**Records with interface code**:
== == ==

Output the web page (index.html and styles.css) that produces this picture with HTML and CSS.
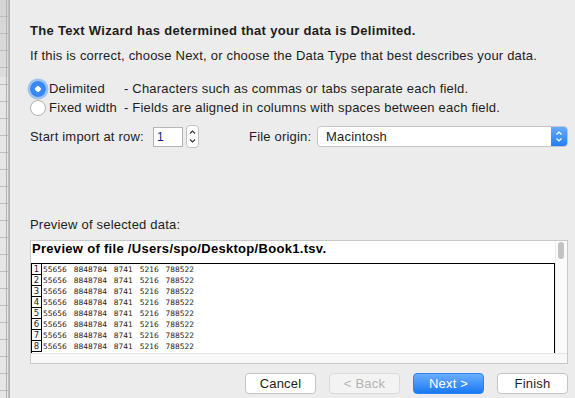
FILE: index.html
```html
<!DOCTYPE html>
<html lang="en">
<head>
  <meta charset="UTF-8" />
  <title>Text Import Wizard</title>
  <link rel="stylesheet" href="styles.css">
</head>
<body>
  <div class="sheet"></div>
  <div class="dialog">
    <div class="title">The Text Wizard has determined that your data is Delimited.</div>
    <div class="subtitle">If this is correct, choose Next, or choose the Data Type that best describes your data.</div>

    <div class="radios">
      <div class="radio-row">
        <span class="radio checked"></span>
        <span class="radio-label">Delimited</span>
        <span class="radio-desc">- Characters such as commas or tabs separate each field.</span>
      </div>
      <div class="radio-row">
        <span class="radio"></span>
        <span class="radio-label">Fixed width</span>
        <span class="radio-desc">- Fields are aligned in columns with spaces between each field.</span>
      </div>
    </div>

    <div class="import-row">
      <span class="field-label row-label">Start import at row:</span>
      <span class="num-input">1</span>
      <span class="stepper">
        <svg width="13" height="23" viewBox="0 0 13 23">
          <path d="M4 8.5 L6.5 6 L9 8.5" fill="none" stroke="#333" stroke-width="1.1"/>
          <path d="M4 14.5 L6.5 17 L9 14.5" fill="none" stroke="#333" stroke-width="1.1"/>
        </svg>
      </span>
      <span class="field-label origin-label">File origin:</span>
      <span class="popup">
        <span class="popup-text">Macintosh</span>
        <span class="popup-arrows">
          <svg width="16" height="21" viewBox="0 0 16 21">
            <path d="M5.5 8.5 L8 6 L10.5 8.5" fill="none" stroke="#fff" stroke-width="1.2"/>
            <path d="M5.5 12.5 L8 15 L10.5 12.5" fill="none" stroke="#fff" stroke-width="1.2"/>
          </svg>
        </span>
      </span>
    </div>

    <div class="preview-label">Preview of selected data:</div>

    <div class="preview">
      <div class="preview-main">
        <div class="preview-head">Preview of file /Users/spo/Desktop/Book1.tsv.</div>
        <div class="data-table">
          <div class="data-row"><span class="row-num">1</span><span class="row-data">55656  8848784  8741  5216  788522</span></div>
          <div class="data-row"><span class="row-num">2</span><span class="row-data">55656  8848784  8741  5216  788522</span></div>
          <div class="data-row"><span class="row-num">3</span><span class="row-data">55656  8848784  8741  5216  788522</span></div>
          <div class="data-row"><span class="row-num">4</span><span class="row-data">55656  8848784  8741  5216  788522</span></div>
          <div class="data-row"><span class="row-num">5</span><span class="row-data">55656  8848784  8741  5216  788522</span></div>
          <div class="data-row"><span class="row-num">6</span><span class="row-data">55656  8848784  8741  5216  788522</span></div>
          <div class="data-row"><span class="row-num">7</span><span class="row-data">55656  8848784  8741  5216  788522</span></div>
          <div class="data-row"><span class="row-num">8</span><span class="row-data">55656  8848784  8741  5216  788522</span></div>
        </div>
      </div>
      <div class="vscroll"><span class="thumb"></span></div>
      <div class="hscroll"></div>
    </div>

    <div class="buttons">
      <button class="btn">Cancel</button>
      <button class="btn disabled">&lt; Back</button>
      <button class="btn primary">Next &gt;</button>
      <button class="btn">Finish</button>
    </div>
  </div>
</body>
</html>
```

FILE: styles.css
```css
* { box-sizing: border-box; }
body {
  margin: 0;
  display: flex;
  height: 398px;
  overflow: hidden;
  font-family: 'Liberation Sans', Arial, sans-serif;
  font-size: 13px;
  letter-spacing: 0.2px;
  color: #1d1d1d;
  background: #ececec;
}
.sheet {
  width: 10px;
  flex: none;
  background:
    linear-gradient(to right, transparent 8px, #c4c4c4 8px, #a8a8a8 10px),
    linear-gradient(to right, transparent 6px, #b4b4b4 6px, #b4b4b4 7px, transparent 7px),
    repeating-linear-gradient(to bottom, transparent 0, transparent 16px, #bdbdbd 16px, #bdbdbd 17px),
    linear-gradient(to bottom, #d4d4d4 0, #dcdcdc 77px, #e6e6e6 77px);
}
.dialog {
  flex: 1;
  display: flex;
  flex-direction: column;
  padding: 23px 7px 0 20px;
}
.title {
  font-weight: bold;
  letter-spacing: 0.3px;
  line-height: 16px;
}
.subtitle {
  margin-top: 9px;
  line-height: 16px;
}
.radios {
  margin-top: 15px;
}
.radio-row {
  display: flex;
  align-items: center;
  height: 19px;
}
.radio {
  width: 16px;
  height: 16px;
  border-radius: 50%;
  border: 1px solid #b0b0b0;
  background: #fff;
  margin-right: 3px;
  flex: none;
}
.radio.checked {
  border: none;
  background: radial-gradient(circle, #fff 0, #fff 2.5px, #3a8cf8 3px, #2f80f3 100%);
  box-shadow: 0 0 0 2.5px rgba(96, 160, 245, 0.55);
}
.radio-label {
  width: 75px;
  flex: none;
}
.import-row {
  margin-top: 8px;
  height: 23px;
  display: flex;
  align-items: center;
}
.field-label {
  white-space: nowrap;
  flex: none;
}
.row-label {
  width: 119px;
}
.num-input {
  margin-left: 4px;
  width: 30px;
  height: 20px;
  border: 1px solid #b4b4b4;
  background: #fff;
  color: #1a1a8c;
  font-size: 12px;
  line-height: 18px;
  padding-left: 3px;
}
.stepper {
  margin-left: 3px;
  width: 13px;
  height: 23px;
  border: 1px solid #c3c3c3;
  border-radius: 4px;
  background: #fff;
  display: flex;
}
.stepper svg { margin: -1px; }
.origin-label {
  margin-left: 50px;
  width: 68px;
}
.popup {
  flex: 1;
  height: 21px;
  border: 1px solid #c6c6c6;
  border-radius: 4px;
  background: #fff;
  display: flex;
  align-items: center;
  overflow: hidden;
}
.popup-text {
  flex: 1;
  padding-left: 8px;
}
.popup-arrows {
  width: 16px;
  height: 21px;
  background: linear-gradient(#69adfd, #1f7cf7);
  display: flex;
}
.preview-label {
  margin-top: 69px;
  line-height: 16px;
}
.preview {
  margin-top: 7px;
  height: 124px;
  border: 1px solid #c8c8c8;
  background: #fff;
  display: grid;
  grid-template-columns: 1fr 12px;
  grid-template-rows: 1fr 10px;
}
.preview-main {
  overflow: hidden;
}
.preview-head {
  height: 22px;
  padding-left: 1px;
  font-weight: bold;
  letter-spacing: 0.3px;
  color: #000;
  line-height: 16px;
}
.data-table {
  border: 1px solid #000;
  border-bottom: none;
  height: 100px;
  letter-spacing: 0;
}
.data-row {
  display: flex;
  height: 11px;
}
.row-num {
  width: 10px;
  border-right: 1px solid #000;
  border-bottom: 1px solid #000;
  font-family: 'DejaVu Sans', Verdana, sans-serif;
  font-size: 8.5px;
  line-height: 10px;
  text-align: center;
}
.row-data {
  padding-left: 1px;
  font-family: 'DejaVu Sans', Verdana, sans-serif;
  font-size: 7.5px;
  line-height: 11px;
  word-spacing: 1px;
  white-space: pre;
  color: #2a1a10;
}
.vscroll {
  background: #fafafa;
  border-left: 1px solid #ececec;
  padding: 1px 2px;
}
.thumb {
  display: block;
  width: 6px;
  height: 17px;
  border-radius: 3px;
  background: #c2c2c2;
}
.hscroll {
  grid-column: 1 / 3;
  background: #f8f8f8;
  border-top: 1px solid #e6e6e6;
}
.buttons {
  margin-top: 9px;
  display: flex;
  justify-content: flex-end;
  gap: 13px;
}
.btn {
  width: 71px;
  height: 21px;
  border: 1px solid #c4c4c4;
  border-radius: 4px;
  background: #fff;
  font-family: 'Liberation Sans', Arial, sans-serif;
  font-size: 13px;
  letter-spacing: 0.2px;
  color: #1d1d1d;
  padding: 0;
}
.btn.disabled {
  background: #f3f3f3;
  border-color: #dadada;
  color: #b4b4b4;
}
.btn.primary {
  background: linear-gradient(#6aaefd, #1a79f6);
  border-color: #2d83f2;
  color: #fff;
}
```
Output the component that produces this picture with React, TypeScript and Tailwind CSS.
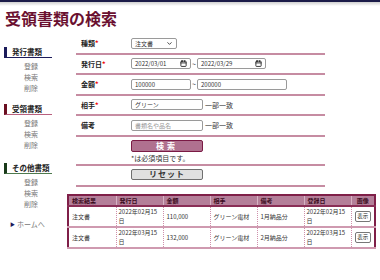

== == ==

**What the task requires**: Go through the data above and find the lines with the word "this". Copy each of those lines.

**Answer to the problem**:
Output the web page (index.html and styles.css) that produces this picture with HTML and CSS.
    <div class="subtitle">If this is correct, choose Next, or choose the Data Type that best describes your data.</div>
Output the component that produces this picture with React, TypeScript and Tailwind CSS.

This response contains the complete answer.